╔══

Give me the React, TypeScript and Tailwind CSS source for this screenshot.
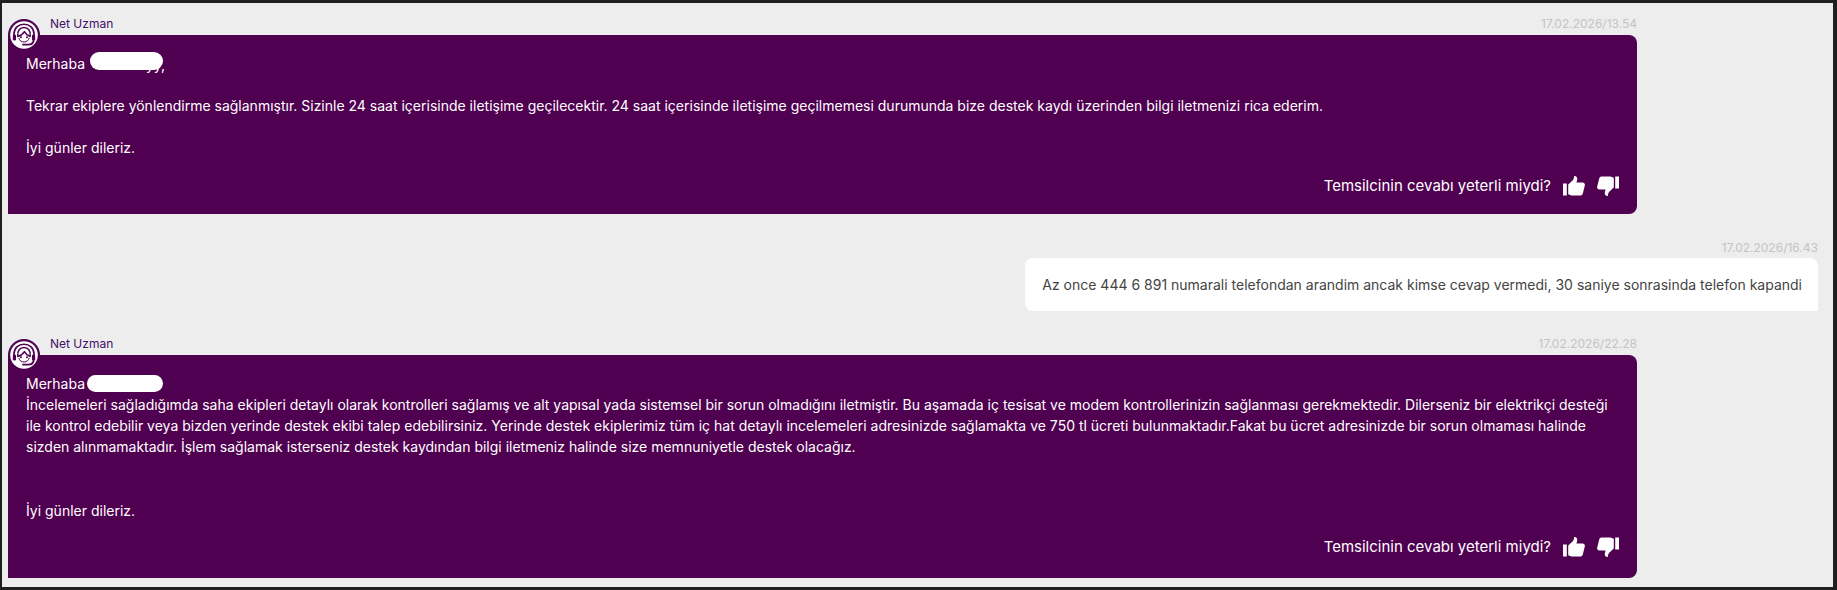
const INTER = "font-['Inter','Liberation_Sans',sans-serif]";

function Avatar() {
  return (
    <div className="absolute left-0 top-[1px] w-8 h-8">
      <svg viewBox="0 0 32 32" className="w-8 h-8">
        <circle cx="16" cy="16" r="16" fill="#4f0050" />
        <circle cx="16" cy="16" r="13.8" fill="#fff" />
        <path d="M6 20 V15 C6 9 10.5 5.2 16 5.2 C21.5 5.2 26 9 26 15 V20" fill="none" stroke="#4f0050" strokeWidth="1.6" />
        <path d="M9.8 17.5 C9 11.5 12 8.5 16 8.5 C20 8.5 23 11.5 22.2 17.5 C19.8 16.5 17.6 15 16.4 12.6 C15 15 12.4 16.8 9.8 17.5 Z" fill="none" stroke="#4f0050" strokeWidth="1.5" strokeLinejoin="round" />
        <path d="M10.8 19 C11.6 21.6 13.4 23 16 23 C18.6 23 20.4 21.6 21.2 19" fill="none" stroke="#4f0050" strokeWidth="1" />
        <circle cx="13" cy="18.2" r="1" fill="#4f0050" />
        <circle cx="19" cy="18.2" r="1" fill="#4f0050" />
        <rect x="4.8" y="15.5" width="3.2" height="6" rx="1.3" fill="#4f0050" />
        <rect x="24" y="15.5" width="3.2" height="6" rx="1.3" fill="#4f0050" />
        <path d="M25.6 21 C25.6 24.2 23 25.6 20 25.6 H15" fill="none" stroke="#4f0050" strokeWidth="1.8" strokeLinecap="round" />
      </svg>
    </div>
  );
}

function Thumb({ className }: { className?: string }) {
  return (
    <svg viewBox="0 0 22 20" className={`w-[22px] h-5 ${className ?? ""}`} fill="#fff">
      <rect x="0" y="7.5" width="3.8" height="12" />
      <path d="M5.2 8.5 L9.8 4.2 C10.8 3 11 1.5 11.2 0 C13.6 -0.2 14.8 2 14 4.5 L13.4 6.5 H19.6 C21.4 6.5 22.2 8 21.8 9.5 L19.8 17.6 C19.4 19 18.4 19.6 17 19.6 H8.5 L5.2 18.2 Z" />
    </svg>
  );
}

function Blob({ className }: { className: string }) {
  return <div className={`absolute bg-white rounded-full ${className}`} />;
}

function Feedback() {
  return (
    <div className="flex items-center justify-end gap-3 text-[15px] leading-5 text-white pr-[18px]">
      <span>Temsilcinin cevabı yeterli miydi?</span>
      <div className="flex items-center gap-3">
        <Thumb />
        <Thumb className="rotate-180" />
      </div>
    </div>
  );
}

function AgentMessage({ time, children }: { time: string; children: React.ReactNode }) {
  return (
    <div className="relative w-[1629px] ml-[6px]">
      <Avatar />
      <div className="flex justify-between h-[17px] pl-[42px] text-[12px] leading-[12px]">
        <span className="text-[#431067]">Net Uzman</span>
        <span className="text-[#c4c4c4]">{time}</span>
      </div>
      <div className="bg-[#4f0050] rounded-r-lg text-white text-[14px] leading-[21px] pl-[18px] pt-[18px] pb-[18px]">
        {children}
      </div>
    </div>
  );
}

export default function App() {
  return (
    <div className={`w-[1837px] h-[590px] overflow-hidden bg-[#ededed] border-[#1f1f1f] border-t-[3px] border-l-[2px] border-b-[3px] border-r-[4px] pt-[15px] ${INTER}`}>
      <AgentMessage time="17.02.2026/13.54">
        <div className="relative">
          <p>Merhaba</p>
          <span className="absolute left-[120px] top-[1px]">yy,</span>
          <Blob className="left-[64px] -top-[1px] w-[73px] h-[18px]" />
          <p className="mt-[21px]">Tekrar ekiplere yönlendirme sağlanmıştır. Sizinle 24 saat içerisinde iletişime geçilecektir. 24 saat içerisinde iletişime geçilmemesi durumunda bize destek kaydı üzerinden bilgi iletmenizi rica ederim.</p>
          <p className="mt-[21px]">İyi günler dileriz.</p>
        </div>
        <div className="mt-[18px]"><Feedback /></div>
      </AgentMessage>

      <div className="flex flex-col items-end w-[1816px] mt-[25px]">
        <span className="text-[12px] leading-[17px] text-[#c4c4c4]">17.02.2026/16.43</span>
        <div className="bg-white rounded-t-lg rounded-bl-lg text-[14px] leading-[21px] text-[#444444] pl-[17px] pr-4 py-4 mt-[2px]">
          Az once 444 6 891 numarali telefondan arandim ancak kimse cevap vermedi, 30 saniye sonrasinda telefon kapandi
        </div>
      </div>

      <div className="mt-[27px]">
        <AgentMessage time="17.02.2026/22.28">
          <div className="relative w-[1590px]">
            <p>Merhaba</p>
            <Blob className="left-[61px] top-[2px] w-[76px] h-[17px]" />
            <p>İncelemeleri sağladığımda saha ekipleri detaylı olarak kontrolleri sağlamış ve alt yapısal yada sistemsel bir sorun olmadığını iletmiştir. Bu aşamada iç tesisat ve modem kontrollerinizin sağlanması gerekmektedir. Dilerseniz bir elektrikçi desteği ile kontrol edebilir veya bizden yerinde destek ekibi talep edebilirsiniz. Yerinde destek ekiplerimiz tüm iç hat detaylı incelemeleri adresinizde sağlamakta ve 750 tl ücreti bulunmaktadır.Fakat bu ücret adresinizde bir sorun olmaması halinde sizden alınmamaktadır. İşlem sağlamak isterseniz destek kaydından bilgi iletmeniz halinde size memnuniyetle destek olacağız.</p>
            <p className="mt-[43px]">İyi günler dileriz.</p>
          </div>
          <div className="mt-[16px] mb-[3px]"><Feedback /></div>
        </AgentMessage>
      </div>
    </div>
  );
}
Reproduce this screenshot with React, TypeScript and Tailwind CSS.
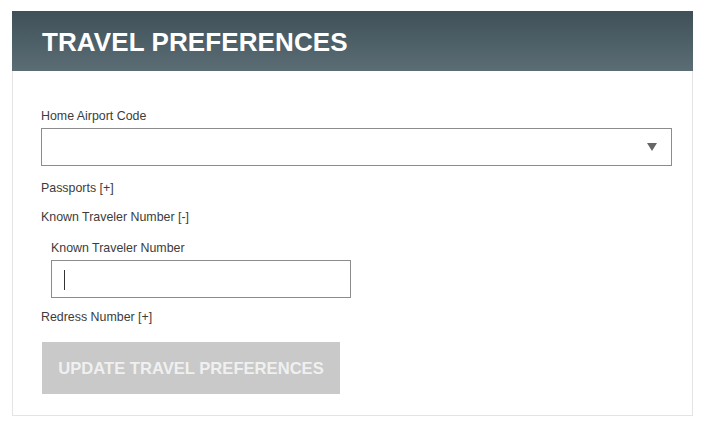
export default function App() {
  return (
    <div className="min-h-screen bg-white pt-[11px] pl-3 pr-3 font-['Liberation_Sans',Arial,sans-serif]">
      <div className="w-[681px] border border-[#e4e4e4] border-t-0">
        <div className="h-[60px] -mx-px bg-gradient-to-b from-[#3f5058] to-[#5b6d75] pl-[30px] flex items-center">
          <h1 className="text-[26px] font-bold text-white leading-none pt-px tracking-[0.1px]">TRAVEL PREFERENCES</h1>
        </div>
        <div className="pt-[37px] pl-7 pr-5 pb-[21px] text-[12.4px] leading-4 text-[#3c3c3c]">
          <label className="block">Home Airport Code</label>
          <div className="relative mt-[4px] h-[38px] w-[631px] border border-[#8c8c8c] bg-white">
            <svg className="absolute right-[14px] top-[14px]" width="10" height="8" viewBox="0 0 10 8">
              <polygon points="0,0 10,0 5,8" fill="#666" />
            </svg>
          </div>
          <div className="mt-[14px]">Passports [+]</div>
          <div className="mt-[13px]">Known Traveler Number [-]</div>
          <div className="pl-[10px] mt-[15px]">
            <label className="block">Known Traveler Number</label>
            <div className="relative mt-[4px] h-[38px] w-[300px] border border-[#8c8c8c] bg-white">
              <span className="absolute left-3 top-[9px] h-[20px] w-px bg-[#333]" />
            </div>
          </div>
          <div className="mt-[11px]">Redress Number [+]</div>
          <button
            type="button"
            className="mt-[17px] ml-px h-[52px] w-[298px] bg-[#c8c9c8] pt-[2px] text-[16.6px] font-bold text-[#f0f0f0]"
          >
            UPDATE TRAVEL PREFERENCES
          </button>
        </div>
      </div>
    </div>
  );
}
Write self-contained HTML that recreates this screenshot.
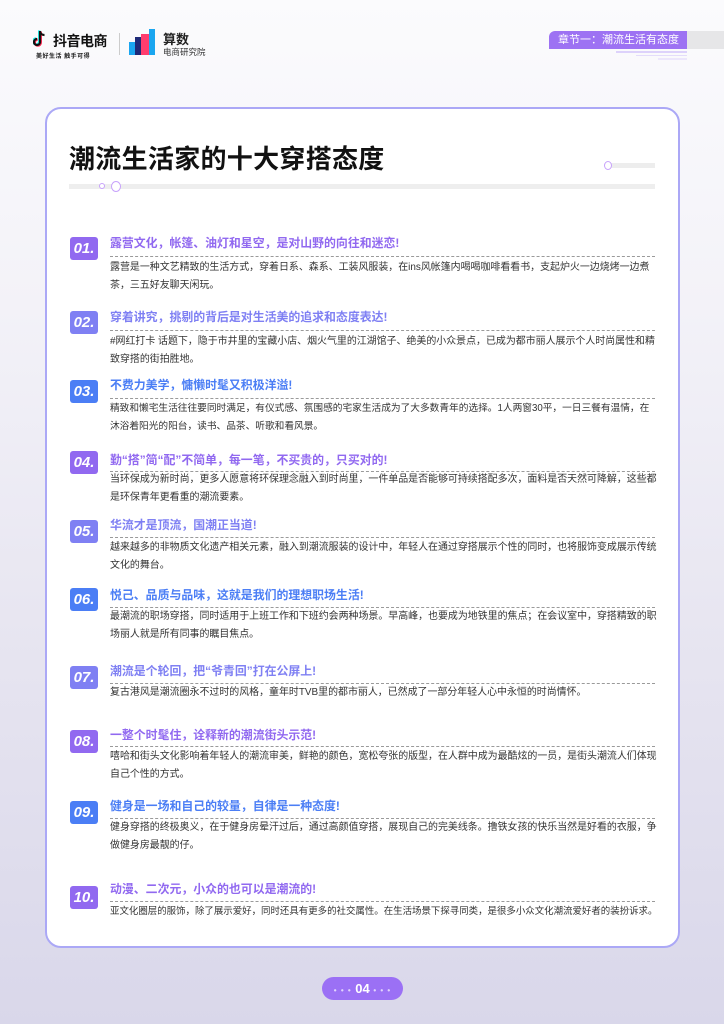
<!DOCTYPE html>
<html><head><meta charset="utf-8"><style>
*{margin:0;padding:0;box-sizing:border-box}
body{width:724px;height:1024px;overflow:hidden;position:relative;font-family:"Liberation Sans","Noto Sans CJK SC",sans-serif;background:linear-gradient(180deg,#fbfbfd 0%,#f3f2f8 30%,#e6e4f0 65%,#d9d7ea 100%)}
.abs{position:absolute}
.card{position:absolute;left:45px;top:107px;width:635px;height:841px;background:#fff;border:2px solid #aba8f6;border-radius:16px}
.badge{position:absolute;left:70px;width:28px;height:23px;border-radius:3px;color:#fff;font:italic bold 15px "Liberation Sans",sans-serif;text-align:center;line-height:23px}
.t{position:absolute;left:110px;font-size:11.9px;font-weight:bold;white-space:nowrap;line-height:14px}
.dl{position:absolute;left:110px;width:545px;border-top:1px dashed #9a9a9a}
.b{position:absolute;left:110px;font-size:9.95px;color:#333;line-height:18px;white-space:nowrap}
.p{background:#9169f0}.p2{background:#7f80f3}.bl{background:#4b7ef5}
.cp{color:#9169f0}.cp2{color:#7f80f3}.cbl{color:#4b7ef5}
</style></head><body>
<svg class="abs" style="left:33px;top:30px" width="14" height="17" viewBox="0 0 14 17"><path d="M7 1v11a3 3 0 1 1-3-3" fill="none" stroke="#25f4ee" stroke-width="2.4" transform="translate(-0.8,-0.6)"/><path d="M7 1v11a3 3 0 1 1-3-3" fill="none" stroke="#fe2c55" stroke-width="2.4" transform="translate(0.8,0.6)"/><path d="M7 1v11a3 3 0 1 1-3-3M7 1c0 2.5 2 4 4.5 4" fill="none" stroke="#111" stroke-width="2.2"/></svg>
<div class="abs" style="left:53px;top:31px;font-size:14px;font-weight:bold;color:#111;letter-spacing:-0.5px">抖音电商</div>
<div class="abs" style="left:36px;top:51px;font-size:6px;font-weight:bold;color:#222;letter-spacing:0.5px">美好生活 触手可得</div>
<div class="abs" style="left:119px;top:33px;width:1px;height:22px;background:#ccc"></div>
<svg class="abs" style="left:129px;top:29px" width="30" height="26" viewBox="0 0 30 26"><rect x="0" y="13" width="10" height="13" fill="#1aa6f0"/><rect x="6" y="8" width="10" height="18" fill="#1e2a78"/><rect x="12" y="5" width="10" height="21" fill="#ff3d6e"/><rect x="20" y="0" width="6" height="26" fill="#1aa6f0"/></svg>
<div class="abs" style="left:163px;top:29px;font-size:13px;font-weight:bold;color:#222">算数</div>
<div class="abs" style="left:163px;top:46px;font-size:8.5px;color:#333">电商研究院</div>
<div class="abs" style="left:680px;top:31px;width:44px;height:18px;background:#e6e6e8"></div>
<div class="abs" style="left:549px;top:31px;width:138px;height:18px;background:#9d72f3;border-radius:6px 0 0 0;color:#fff;font-size:11px;line-height:18px;padding-left:9px">章节一：潮流生活有态度</div>
<div class="abs" style="left:616px;top:51px;width:71px;height:2px;background:#ddd2fb"></div>
<div class="abs" style="left:636px;top:55px;width:51px;height:1px;background:#e4dcfb"></div>
<div class="abs" style="left:658px;top:58px;width:29px;height:2px;background:#ece6fc"></div>
<div class="card"></div>
<div class="abs" style="left:69px;top:139px;font-size:26px;font-weight:bold;color:#111;letter-spacing:0.3px">潮流生活家的十大穿搭态度</div>
<div class="abs" style="left:608px;top:163px;width:47px;height:5px;background:#ededed"></div>
<div class="abs" style="left:604px;top:161px;width:8px;height:9px;border:1.5px solid #c7a2fb;border-radius:50%;background:#fff"></div>
<div class="abs" style="left:69px;top:184px;width:586px;height:5px;background:#eeeeee"></div>
<div class="abs" style="left:99px;top:183px;width:6px;height:6px;border:1.2px solid #c7a2fb;border-radius:50%;background:#fff"></div>
<div class="abs" style="left:111px;top:181px;width:10px;height:11px;border:1.5px solid #c7a2fb;border-radius:50%;background:#fff"></div>

<div class="badge p" style="top:237px">01.</div>
<div class="t cp" style="top:236px">露营文化，帐篷、油灯和星空，是对山野的向往和迷恋!</div>
<div class="dl" style="top:256px"></div>
<div class="b" style="top:259px">露营是一种文艺精致的生活方式，穿着日系、森系、工装风服装，在ins风帐篷内喝喝咖啡看看书，支起炉火一边烧烤一边煮<br>茶，三五好友聊天闲玩。</div>

<div class="badge p2" style="top:311px">02.</div>
<div class="t cp2" style="top:310px">穿着讲究，挑剔的背后是对生活美的追求和态度表达!</div>
<div class="dl" style="top:330px"></div>
<div class="b" style="top:333px">#网红打卡 话题下，隐于市井里的宝藏小店、烟火气里的江湖馆子、绝美的小众景点，已成为都市丽人展示个人时尚属性和精<br>致穿搭的街拍胜地。</div>

<div class="badge bl" style="top:380px">03.</div>
<div class="t cbl" style="top:378px">不费力美学，慵懒时髦又积极洋溢!</div>
<div class="dl" style="top:398px"></div>
<div class="b" style="top:400px;font-size:9.7px">精致和懒宅生活往往要同时满足，有仪式感、氛围感的宅家生活成为了大多数青年的选择。1人两窗30平，一日三餐有温情，在<br>沐浴着阳光的阳台，读书、品茶、听歌和看风景。</div>

<div class="badge p" style="top:451px">04.</div>
<div class="t cp" style="top:453px">勤“搭”简“配”不简单，每一笔，不买贵的，只买对的!</div>
<div class="dl" style="top:471px"></div>
<div class="b" style="top:471px">当环保成为新时尚，更多人愿意将环保理念融入到时尚里，一件单品是否能够可持续搭配多次，面料是否天然可降解，这些都<br>是环保青年更看重的潮流要素。</div>

<div class="badge p2" style="top:520px">05.</div>
<div class="t cp2" style="top:518px">华流才是顶流，国潮正当道!</div>
<div class="dl" style="top:537px"></div>
<div class="b" style="top:539px">越来越多的非物质文化遗产相关元素，融入到潮流服装的设计中，年轻人在通过穿搭展示个性的同时，也将服饰变成展示传统<br>文化的舞台。</div>

<div class="badge bl" style="top:588px">06.</div>
<div class="t cbl" style="top:588px">悦己、品质与品味，这就是我们的理想职场生活!</div>
<div class="dl" style="top:607px"></div>
<div class="b" style="top:608px">最潮流的职场穿搭，同时适用于上班工作和下班约会两种场景。早高峰，也要成为地铁里的焦点；在会议室中，穿搭精致的职<br>场丽人就是所有同事的瞩目焦点。</div>

<div class="badge p2" style="top:666px">07.</div>
<div class="t cp2" style="top:664px">潮流是个轮回，把“爷青回”打在公屏上!</div>
<div class="dl" style="top:683px"></div>
<div class="b" style="top:684px">复古港风是潮流圈永不过时的风格，童年时TVB里的都市丽人，已然成了一部分年轻人心中永恒的时尚情怀。</div>

<div class="badge p" style="top:730px">08.</div>
<div class="t cp" style="top:728px">一整个时髦住，诠释新的潮流街头示范!</div>
<div class="dl" style="top:746px"></div>
<div class="b" style="top:748px">嘻哈和街头文化影响着年轻人的潮流审美，鲜艳的颜色，宽松夸张的版型，在人群中成为最酷炫的一员，是街头潮流人们体现<br>自己个性的方式。</div>

<div class="badge bl" style="top:801px">09.</div>
<div class="t cbl" style="top:799px">健身是一场和自己的较量，自律是一种态度!</div>
<div class="dl" style="top:818px"></div>
<div class="b" style="top:819px">健身穿搭的终极奥义，在于健身房晕汗过后，通过高颜值穿搭，展现自己的完美线条。撸铁女孩的快乐当然是好看的衣服，争<br>做健身房最靓的仔。</div>

<div class="badge p" style="top:886px">10.</div>
<div class="t cp" style="top:882px">动漫、二次元，小众的也可以是潮流的!</div>
<div class="dl" style="top:901px"></div>
<div class="b" style="top:903px;font-size:9.45px">亚文化圈层的服饰，除了展示爱好，同时还具有更多的社交属性。在生活场景下探寻同类，是很多小众文化潮流爱好者的装扮诉求。</div>

<div class="abs" style="left:322px;top:977px;width:81px;height:23px;border-radius:12px;background:#9b70f5;color:#fff;font-weight:bold;font-size:13px;text-align:center;line-height:23px"><span style="font-size:8px;opacity:.7;letter-spacing:1px">• • •</span> 04 <span style="font-size:8px;opacity:.7;letter-spacing:1px">• • •</span></div>
</body></html>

╚══

**WHAT THE TASK REQUIRES**
From the entries above, return each line with the word "this" in it.

**REPLY**
Give me the React, TypeScript and Tailwind CSS source for this screenshot.
Reproduce this screenshot with React, TypeScript and Tailwind CSS.
Write self-contained HTML that recreates this screenshot.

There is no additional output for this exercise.